Bezobsługowy układ hybrydowy nie powoduje zwiększenia kosztu serwisu Lexusa. Właściciel hybrydy może skorzystać też z dobrodziejstwa dłuższej gwarancji. Hybrydowy układ napędowy jest objęty 5-letnią ochroną, na baterię ten okres przedłużono do dziesięciu lat.
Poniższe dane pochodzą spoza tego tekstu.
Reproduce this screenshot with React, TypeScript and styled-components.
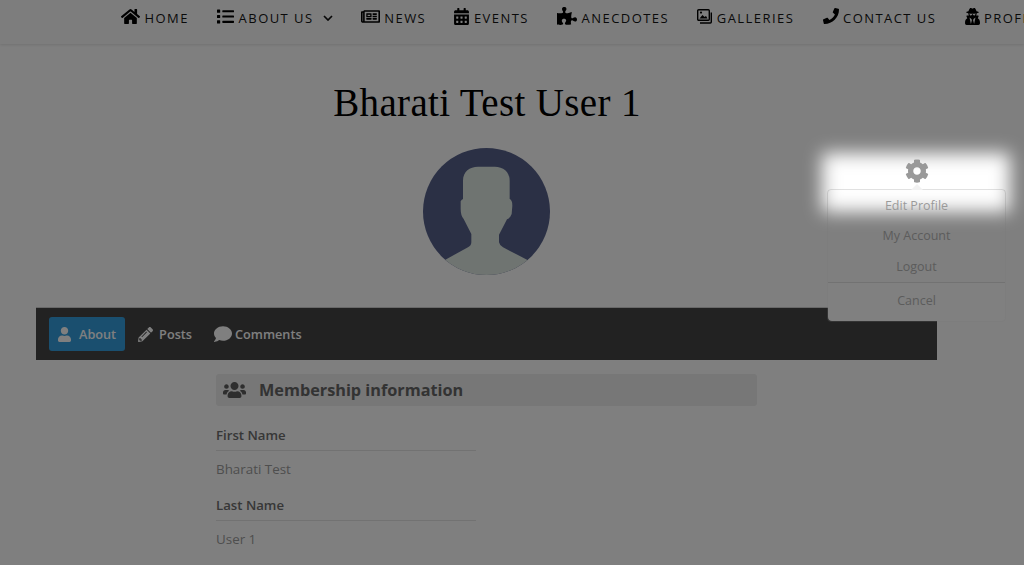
import React from 'react';
import styled, { createGlobalStyle } from 'styled-components';
import {
  FaHome, FaList, FaRegNewspaper, FaCalendarAlt, FaPuzzlePiece, FaPhone,
  FaUserSecret, FaCog, FaUser, FaPencilAlt, FaComment, FaUsers,
} from 'react-icons/fa';

const GlobalStyle = createGlobalStyle`
  html, body {
    margin: 0;
    padding: 0;
    background: #fff;
    font-family: "Open Sans", "Liberation Sans", sans-serif;
  }
`;

const Page = styled.div`
  position: relative;
  width: 1024px;
  height: 565px;
  overflow: hidden;
  background: #fff;
`;

const Nav = styled.nav`
  display: flex;
  align-items: center;
  box-sizing: border-box;
  height: 44px;
  padding: 0 0 9px 121px;
  gap: 28.2px;
  background: #fafafa;
  box-shadow: 0 1px 3px rgba(0, 0, 0, 0.12);
  white-space: nowrap;
  overflow: hidden;
`;

const NavItem = styled.a<{ $w: number; $h: number }>`
  display: flex;
  align-items: center;
  gap: 4.5px;
  flex: none;
  font-size: 13px;
  font-weight: 500;
  letter-spacing: 1.45px;
  text-transform: uppercase;
  color: #141414;
  & > svg:first-child {
    flex: none;
    width: ${p => p.$w}px;
    height: ${p => p.$h}px;
    color: #000;
    margin-top: -3px;
  }
`;

const Caret = styled.svg`
  flex: none;
  width: 10px;
  height: 6px;
  margin: 1px 0 0 4.5px;
  fill: none;
  stroke: #111;
  stroke-width: 1.7;
`;

const Main = styled.main`
  width: 901px;
  margin-left: 36px;
`;

const Title = styled.h1`
  margin: 36px 0 0;
  height: 46px;
  padding-left: 1px;
  font-family: "Liberation Serif", serif;
  font-weight: 400;
  font-size: 39px;
  line-height: 46px;
  letter-spacing: 0.35px;
  text-align: center;
  color: #000;
`;

const AvatarWrap = styled.div`
  display: flex;
  justify-content: center;
  margin-top: 22px;
  height: 127px;
`;

const TabBar = styled.div`
  display: flex;
  align-items: center;
  gap: 4px;
  height: 53px;
  margin-top: 32px;
  padding-left: 13px;
  background: #444;
  border-top: 1px solid #d0d0d0;
  box-sizing: border-box;
`;

const Tab = styled.a<{ $active?: boolean; $gap: number; $w: number; $h: number }>`
  display: flex;
  align-items: center;
  gap: ${p => p.$gap}px;
  height: 34px;
  padding: 0 9px;
  border-radius: 3px;
  font-size: 12.7px;
  font-weight: 600;
  color: #fff;
  background: ${p => (p.$active ? '#349fdf' : 'transparent')};
  svg {
    flex: none;
    width: ${p => p.$w}px;
    height: ${p => p.$h}px;
  }
`;

const Content = styled.section`
  width: 541px;
  margin: 14px 0 0 180px;
`;

const SectionHead = styled.h2`
  display: flex;
  align-items: center;
  gap: 13px;
  height: 32px;
  margin: 0 0 20px;
  padding-left: 7px;
  border-radius: 3px;
  background: #eee;
  font-size: 16.25px;
  font-weight: 700;
  color: #666;
  svg {
    flex: none;
    width: 23px;
    height: 20px;
    color: #5c5c5c;
  }
`;

const Label = styled.div`
  width: 260px;
  padding-bottom: 5px;
  border-bottom: 1px solid #e4e4e4;
  margin-bottom: 8px;
  font-size: 13.2px;
  line-height: 19px;
  font-weight: 600;
  color: #6e6e6e;
`;

const Value = styled.div`
  margin-bottom: 17px;
  font-size: 13.4px;
  line-height: 20px;
  color: #9c9c9c;
`;

const Dim = styled.div`
  position: absolute;
  inset: 0;
  z-index: 10;
  background: rgba(0, 0, 0, 0.5);
`;

const Glow = styled.div`
  position: absolute;
  z-index: 11;
  left: 822px;
  top: 153px;
  width: 188px;
  height: 59px;
  background: #fff;
  filter: blur(9px);
`;

const GearButton = styled.div`
  position: absolute;
  z-index: 13;
  left: 905px;
  top: 159px;
  display: flex;
  font-size: 24px;
  color: #999;
`;

const Popover = styled.div`
  position: absolute;
  z-index: 12;
  left: 827px;
  top: 189px;
  width: 179px;
  box-sizing: border-box;
  border: 1px solid rgba(120, 120, 120, 0.22);
  border-radius: 4px;
  &::before {
    content: '';
    position: absolute;
    left: 83px;
    top: -6px;
    border: 6px solid transparent;
    border-top: 0;
    border-bottom-color: #f2f2f2;
  }
`;

const MenuItem = styled.div<{ $lit?: boolean }>`
  height: ${p => (p.$lit ? '30px' : '31px')};
  font-size: 12.5px;
  line-height: 31px;
  text-align: center;
  color: ${p => (p.$lit ? '#9a9a9a' : '#5c5c5c')};
`;

const CancelItem = styled(MenuItem)`
  height: 38px;
  line-height: 35px;
  background: #808080;
  border-top: 1px solid #727272;
  border-radius: 0 0 4px 4px;
`;

const Avatar = () => (
  <svg width="127" height="127" viewBox="0 0 381 381">
    <defs>
      <clipPath id="avatar-circle">
        <circle cx="190.5" cy="190.5" r="190.5" />
      </clipPath>
    </defs>
    <circle cx="190.5" cy="190.5" r="190.5" fill="#57618b" />
    <path
      clipPath="url(#avatar-circle)"
      fill="#dfe8e3"
      d="M120 98 C120 70 140 56 165 56 L215 56 C240 56 260 70 260 98 L260 153 Q268 156 268 173 L266 198 Q262 210 252 214 L228 260 L228 283 Q230 293 240 298 L312 335 L312 381 L67 381 L67 335 L135 298 Q145 293 145 283 L145 258 L122 213 Q113 203 113 183 L113 160 Q115 156 120 153 Z"
    />
  </svg>
);

const GalleryIcon = () => (
  <svg viewBox="0 0 15 15" fill="none" stroke="currentColor" strokeWidth="1.4">
    <rect x="0.7" y="0.7" width="11.6" height="10.6" rx="1" />
    <path d="M14.3 3.5 V13 a1 1 0 0 1 -1 1 H3" />
    <path d="M2.5 9.5 L5.5 6 L7.5 8 L9 7 L10.5 9.5 Z" fill="currentColor" stroke="none" />
    <circle cx="4" cy="3.6" r="1.1" fill="currentColor" stroke="none" />
  </svg>
);

export default function App() {
  return (
    <Page>
      <GlobalStyle />
      <Nav>
        <NavItem $w={19} $h={17}><FaHome />Home</NavItem>
        <NavItem $w={17} $h={17}>
          <FaList />About us
          <Caret viewBox="0 0 10 6"><path d="M1 1 L5 5 L9 1" /></Caret>
        </NavItem>
        <NavItem $w={19} $h={17}><FaRegNewspaper />News</NavItem>
        <NavItem $w={15} $h={17}><FaCalendarAlt />Events</NavItem>
        <NavItem $w={20} $h={18}><FaPuzzlePiece />Anecdotes</NavItem>
        <NavItem $w={15} $h={15}><GalleryIcon />Galleries</NavItem>
        <NavItem $w={16} $h={16}><FaPhone />Contact us</NavItem>
        <NavItem $w={15} $h={17}><FaUserSecret />Profile</NavItem>
      </Nav>
      <Main>
        <Title>Bharati Test User 1</Title>
        <AvatarWrap><Avatar /></AvatarWrap>
        <TabBar>
          <Tab $active $gap={8} $w={13} $h={15}><FaUser />About</Tab>
          <Tab $gap={6} $w={15} $h={15}><FaPencilAlt />Posts</Tab>
          <Tab $gap={3} $w={18} $h={18}><FaComment />Comments</Tab>
        </TabBar>
        <Content>
          <SectionHead><FaUsers />Membership information</SectionHead>
          <Label>First Name</Label>
          <Value>Bharati Test</Value>
          <Label>Last Name</Label>
          <Value>User 1</Value>
        </Content>
      </Main>
      <Dim />
      <Glow />
      <GearButton><FaCog /></GearButton>
      <Popover>
        <MenuItem $lit>Edit Profile</MenuItem>
        <MenuItem>My Account</MenuItem>
        <MenuItem>Logout</MenuItem>
        <CancelItem>Cancel</CancelItem>
      </Popover>
    </Page>
  );
}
Oprócz tych korzyści właściciele aut z napędem hybrydowym w coraz większej liczbie miast mogą korzystać ze specjalnych przywilejów. Mają m.in. prawo do jazdy po buspasach i bezpłatnego parkowania.Piotr Ceran
PODSUMOWANIE
Hybryda jest o kilkanaście procent droższa od wersji benzynowej. Nieznacznie gorsze osiągi auta hybrydowego są jednak rekompensowane niższym zużyciem paliwa. Największe różnice są w ruchu miejskim, kiedy przejechanie dystansu 100 km modelem hybrydowym może być nawet o kilkanaście złotych tańsze niż samochodem z konwencjonalnym układem napędowym.
Auto hybrydowe kosztami eksploatacji zbliża się do samochodu z silnikiem wysokoprężnym, nie narażając na wyższe koszty serwisu i awaryjność niektórych elementów stosowanych w silnikach Diesla.